If you’ve never had to borrow money for your business, you may find yourself frustrated at what it takes to be approved for and receive financing. No matter what kind of commercial loan you need, the process is quite different from getting a personal loan or line of credit. Learn more about the process of buying commercial loans to prepare yourself and your business for success.
The first thing you need to know about commercial loans is that a great deal of commercial lenders are adverse to risk, which is why they usually charge borrowers more in interest. You also shouldn’t be surprised if your business and business property are placed under a microscope throughout the course of securing funding. Be sure your commercial property is ready to be put up as collateral for your loan.
How Much Should You Borrow?
While trying to decide how much you should borrow, it’s best that you determine how much you need to meet your current business needs or how much you need to leverage your commercial real estate investments. You should also have anywhere between 20 and 25% for your down payment, but there are some non-traditional loans that allow for a smaller down payment.

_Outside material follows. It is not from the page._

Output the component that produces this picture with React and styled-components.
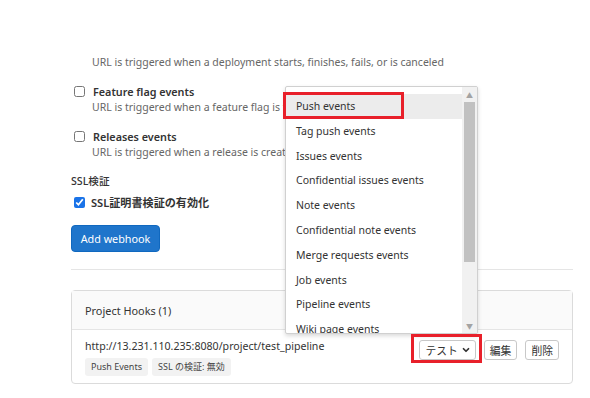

Before approving you for a loan, commercial lenders often need between three and five years’ worth of:
- Income tax returns
- Asset statements
- Financial statements
- Your personal financial records
Ask potential lenders what specific documentation they need and how long the loan approval and funding process will take.
Receiving Your Funding
Once you turn in your paperwork and start the loan approval process, expect to wait several weeks before you receive a commitment letter. You should also know there’s a chance the bank’s credit committee may veto your loan even after you’ve received your letter, so it’s always best to have a backup plan.
Before you sign papers for a commercial loan, make sure you understand exactly what you’re agreeing to, ask if there are any hidden costs, and learn the loan’s conditions and covenants. Most important of all, give yourself plenty of time to secure funding.